Records with interface code:
☆ ☆ ☆

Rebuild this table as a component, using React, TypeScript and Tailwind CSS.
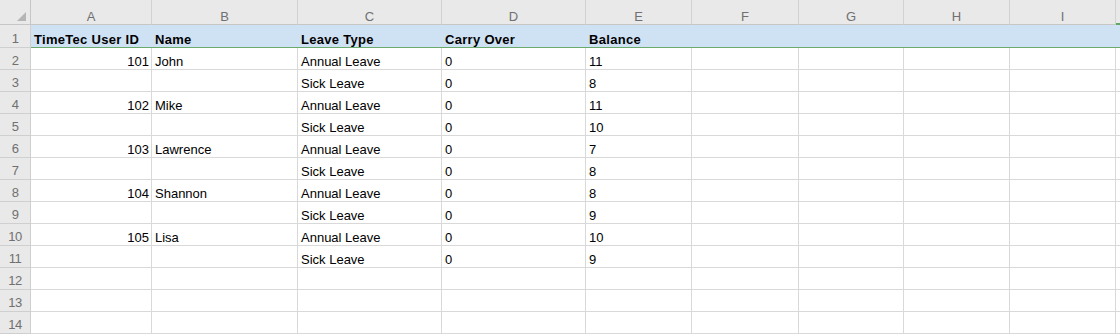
const font = "font-['Liberation_Sans',Arial,sans-serif]";

const columns = [
  { letter: 'A', width: 'w-[121px]' },
  { letter: 'B', width: 'w-[146px]' },
  { letter: 'C', width: 'w-[144px]' },
  { letter: 'D', width: 'w-[144px]' },
  { letter: 'E', width: 'w-[106px]' },
  { letter: 'F', width: 'w-[107px]' },
  { letter: 'G', width: 'w-[105px]' },
  { letter: 'H', width: 'w-[106px]' },
  { letter: 'I', width: 'w-[106px]' },
];

const headings = ['TimeTec User ID', 'Name', 'Leave Type', 'Carry Over', 'Balance'];

// id, name, leave type, carry over, balance
const rows: string[][] = [
  ['101', 'John', 'Annual Leave', '0', '11'],
  ['', '', 'Sick Leave', '0', '8'],
  ['102', 'Mike', 'Annual Leave', '0', '11'],
  ['', '', 'Sick Leave', '0', '10'],
  ['103', 'Lawrence', 'Annual Leave', '0', '7'],
  ['', '', 'Sick Leave', '0', '8'],
  ['104', 'Shannon', 'Annual Leave', '0', '8'],
  ['', '', 'Sick Leave', '0', '9'],
  ['105', 'Lisa', 'Annual Leave', '0', '10'],
  ['', '', 'Sick Leave', '0', '9'],
  [],
  [],
  [],
];

function RowNumber({ n }: { n: number }) {
  return (
    <div className="w-[31px] shrink-0 h-full flex items-end justify-center pb-[1px] bg-[#e9e9e9] border-r border-b border-[#cfcfcf] text-[13px] leading-[15px] tracking-[-0.5px] text-[#707070]">
      {n}
    </div>
  );
}

export default function App() {
  return (
    <div className={`w-[1120px] h-[336px] overflow-hidden bg-white text-black ${font}`}>
      {/* Column headers */}
      <div className="flex h-[25px]">
        <div className="w-[31px] shrink-0 relative bg-[#e9e9e9] border-r border-b border-[#c6c6c6]">
          <svg className="absolute right-[4px] bottom-[3px]" width="9" height="9" viewBox="0 0 9 9">
            <polygon points="9,0 9,9 0,9" fill="#b5b5b5" />
          </svg>
        </div>
        {columns.map((c) => (
          <div
            key={c.letter}
            className={`${c.width} shrink-0 flex items-end justify-center bg-[#e9e9e9] border-r border-b border-r-[#d2d2d2] border-b-[#c6c6c6] text-[13px] leading-[15px] text-[#707070]`}
          >
            {c.letter}
          </div>
        ))}
        <div className="flex-1 bg-[#e9e9e9] border-b-2 border-[#5fa864]" />
      </div>

      {/* Row 1: headings */}
      <div className="flex h-[23px]">
        <RowNumber n={1} />
        <div className="flex flex-1 bg-[#cfe2f3] border-b border-[#6aab6c]">
          {columns.map((c, i) => (
            <div
              key={c.letter}
              className={`${c.width} shrink-0 flex items-end px-[3px] text-[13px] leading-[15px] font-bold tracking-[0.3px] whitespace-nowrap`}
            >
              {headings[i] ?? ''}
            </div>
          ))}
        </div>
      </div>

      {/* Data rows */}
      {rows.map((r, ri) => (
        <div key={ri} className="flex h-[22px]">
          <RowNumber n={ri + 2} />
          {columns.map((c, ci) => (
            <div
              key={c.letter}
              className={`${c.width} shrink-0 flex items-end ${ci === 0 ? 'justify-end pr-[2px]' : 'pl-[3px]'} border-r border-b border-[#d9d9d9] text-[13px] leading-[15px] whitespace-nowrap`}
            >
              {r[ci] ?? ''}
            </div>
          ))}
          <div className="flex-1 border-b border-[#d9d9d9]" />
        </div>
      ))}
    </div>
  );
}
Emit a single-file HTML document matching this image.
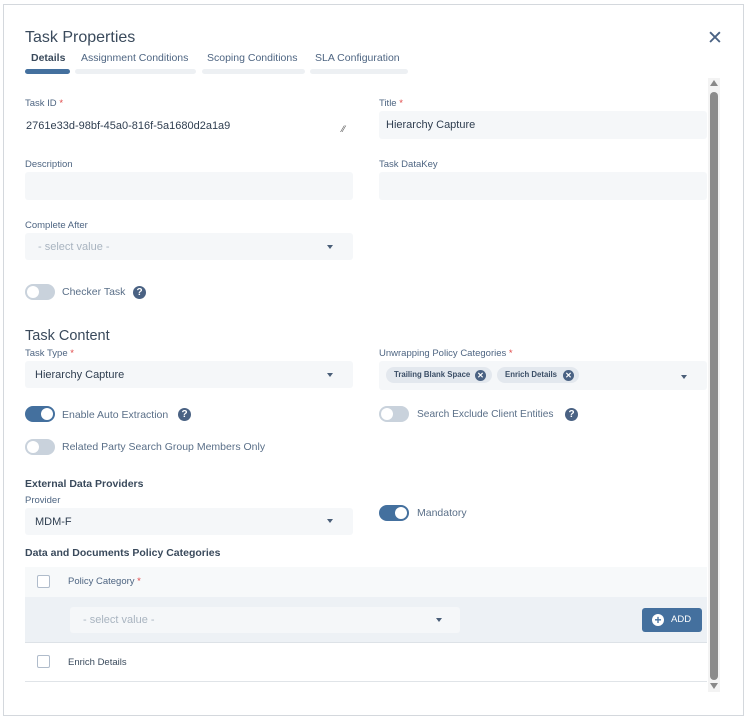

☆ ☆ ☆

WRITTEN EXERCISE: Every line should be retyped exactly, with the pictures omitted.

RESPONSE TO THIS EXERCISE:
Rebuild this table as a component, using React, TypeScript and Tailwind CSS.
const font = "font-['Liberation_Sans',Arial,sans-serif]";

const columns = [
  { letter: 'A', width: 'w-[121px]' },
  { letter: 'B', width: 'w-[146px]' },
  { letter: 'C', width: 'w-[144px]' },
  { letter: 'D', width: 'w-[144px]' },
  { letter: 'E', width: 'w-[106px]' },
  { letter: 'F', width: 'w-[107px]' },
  { letter: 'G', width: 'w-[105px]' },
  { letter: 'H', width: 'w-[106px]' },
  { letter: 'I', width: 'w-[106px]' },
];

const headings = ['TimeTec User ID', 'Name', 'Leave Type', 'Carry Over', 'Balance'];

// id, name, leave type, carry over, balance
const rows: string[][] = [
  ['101', 'John', 'Annual Leave', '0', '11'],
  ['', '', 'Sick Leave', '0', '8'],
  ['102', 'Mike', 'Annual Leave', '0', '11'],
  ['', '', 'Sick Leave', '0', '10'],
  ['103', 'Lawrence', 'Annual Leave', '0', '7'],
  ['', '', 'Sick Leave', '0', '8'],
  ['104', 'Shannon', 'Annual Leave', '0', '8'],
  ['', '', 'Sick Leave', '0', '9'],
  ['105', 'Lisa', 'Annual Leave', '0', '10'],
  ['', '', 'Sick Leave', '0', '9'],
  [],
  [],
  [],
];

function RowNumber({ n }: { n: number }) {
  return (
    <div className="w-[31px] shrink-0 h-full flex items-end justify-center pb-[1px] bg-[#e9e9e9] border-r border-b border-[#cfcfcf] text-[13px] leading-[15px] tracking-[-0.5px] text-[#707070]">
      {n}
    </div>
  );
}

export default function App() {
  return (
    <div className={`w-[1120px] h-[336px] overflow-hidden bg-white text-black ${font}`}>
      {/* Column headers */}
      <div className="flex h-[25px]">
        <div className="w-[31px] shrink-0 relative bg-[#e9e9e9] border-r border-b border-[#c6c6c6]">
          <svg className="absolute right-[4px] bottom-[3px]" width="9" height="9" viewBox="0 0 9 9">
            <polygon points="9,0 9,9 0,9" fill="#b5b5b5" />
          </svg>
        </div>
        {columns.map((c) => (
          <div
            key={c.letter}
            className={`${c.width} shrink-0 flex items-end justify-center bg-[#e9e9e9] border-r border-b border-r-[#d2d2d2] border-b-[#c6c6c6] text-[13px] leading-[15px] text-[#707070]`}
          >
            {c.letter}
          </div>
        ))}
        <div className="flex-1 bg-[#e9e9e9] border-b-2 border-[#5fa864]" />
      </div>

      {/* Row 1: headings */}
      <div className="flex h-[23px]">
        <RowNumber n={1} />
        <div className="flex flex-1 bg-[#cfe2f3] border-b border-[#6aab6c]">
          {columns.map((c, i) => (
            <div
              key={c.letter}
              className={`${c.width} shrink-0 flex items-end px-[3px] text-[13px] leading-[15px] font-bold tracking-[0.3px] whitespace-nowrap`}
            >
              {headings[i] ?? ''}
            </div>
          ))}
        </div>
      </div>

      {/* Data rows */}
      {rows.map((r, ri) => (
        <div key={ri} className="flex h-[22px]">
          <RowNumber n={ri + 2} />
          {columns.map((c, ci) => (
            <div
              key={c.letter}
              className={`${c.width} shrink-0 flex items-end ${ci === 0 ? 'justify-end pr-[2px]' : 'pl-[3px]'} border-r border-b border-[#d9d9d9] text-[13px] leading-[15px] whitespace-nowrap`}
            >
              {r[ci] ?? ''}
            </div>
          ))}
          <div className="flex-1 border-b border-[#d9d9d9]" />
        </div>
      ))}
    </div>
  );
}
Emit a single-file HTML document matching this image.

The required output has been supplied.